Contraté a un médico de cabecera a tiempo completo. No podía permitirme más errores, ni más omisiones. Necesitaba a alguien que estuviera aquí, día y noche, para monitorear a papá, para asegurarse de que cada medicina fuera tomada en su momento, cada chequeo realizado con precisión, cada síntoma observado con atención quirúrgica.
El doctor era un hombre de barba blanca, ojos cansados pero atentos, y una voz pausada que transmitía experiencia. Su presencia imponía respeto, pero también serenidad. Cuando le mostré el listado de medicamentos y el historial de lo sucedido, no hizo preguntas innecesarias. Asintió con gravedad, entendiendo sin necesidad de muchas palabras que mi prioridad absoluta era la seguridad de mi padre.

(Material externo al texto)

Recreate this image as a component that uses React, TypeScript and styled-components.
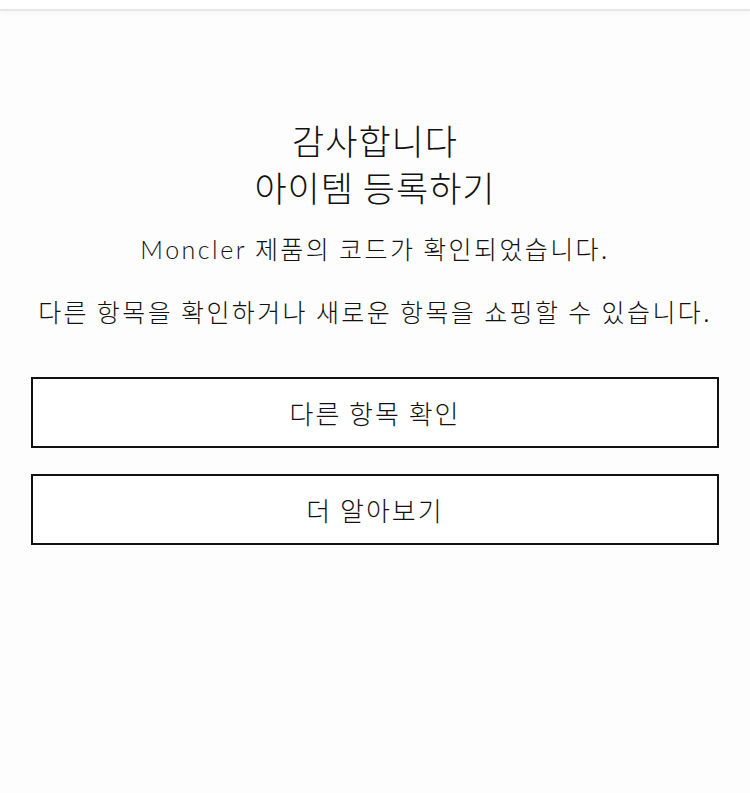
import React from "react";
import styled, { createGlobalStyle } from "styled-components";

const GlobalStyle = createGlobalStyle`
  html, body {
    margin: 0;
    padding: 0;
    background: #fdfdfd;
  }
  body {
    font-family: "Noto Sans CJK KR", "Noto Sans", sans-serif;
    color: #111;
  }
`;

const TopBar = styled.header`
  height: 9px;
  border-bottom: 2px solid #e6e6e8;
  box-shadow: 0 2px 4px rgba(0, 0, 0, 0.03);
  background: #fff;
`;

const Page = styled.main`
  padding: 105px 31px 0;
  text-align: center;
`;

const Title = styled.h1`
  margin: 0;
  font-size: 35px;
  line-height: 47px;
  font-weight: 300;
  letter-spacing: 1px;
`;

const Text = styled.p<{ $gap: number }>`
  margin: ${(p) => p.$gap}px 0 0;
  font-size: 25px;
  line-height: 32px;
  font-weight: 300;
  letter-spacing: 2.4px;
  white-space: nowrap;
`;

const Brand = styled.span`
  font-family: Lato, "Liberation Sans", sans-serif;
  font-weight: 300;
  letter-spacing: 2.5px;
`;

const Actions = styled.div`
  margin-top: 50px;
  display: flex;
  flex-direction: column;
  gap: 26px;
`;

const Button = styled.button`
  height: 71px;
  width: 100%;
  border: 2px solid #111;
  background: #fff;
  font-family: "Noto Sans CJK KR", sans-serif;
  font-size: 26px;
  font-weight: 300;
  color: #111;
  letter-spacing: 2px;
  cursor: pointer;
`;

export default function App() {
  return (
    <>
      <GlobalStyle />
      <TopBar />
      <Page>
        <Title>
          감사합니다
          <br />
          아이템 등록하기
        </Title>
        <Text $gap={22}>
          <Brand>Moncler</Brand> 제품의 코드가 확인되었습니다.
        </Text>
        <Text $gap={30}>다른 항목을 확인하거나 새로운 항목을 쇼핑할 수 있습니다.</Text>
        <Actions>
          <Button>다른 항목 확인</Button>
          <Button>더 알아보기</Button>
        </Actions>
      </Page>
    </>
  );
}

Desde ese momento, su presencia en la casa se convirtió en un escudo. Una barrera irrompible contra la negligencia, contra el descuido, contra la maldad disfrazada de rutina.
Cada mañana revisaba los signos vitales, anotaba observaciones, ajustaba dosis si era necesario. Me informaba con claridad, sin adornos, sin evasivas. Y yo, por primera vez en semanas, sentí que podía respirar. ¡Qué papá estaba en buenas manos!
El doctor no solo cuidaba el cuerpo de mi padre. También cuidaba mi paz. Y eso, en medio de todo, era invaluable.
Pero sabía que un doctor no era suficiente. Necesitaba a alguien de tiempo completo, una persona que viviera y respirara el bienestar de mi padre. No una niñera cualquiera, no. Necesitaba un guardián.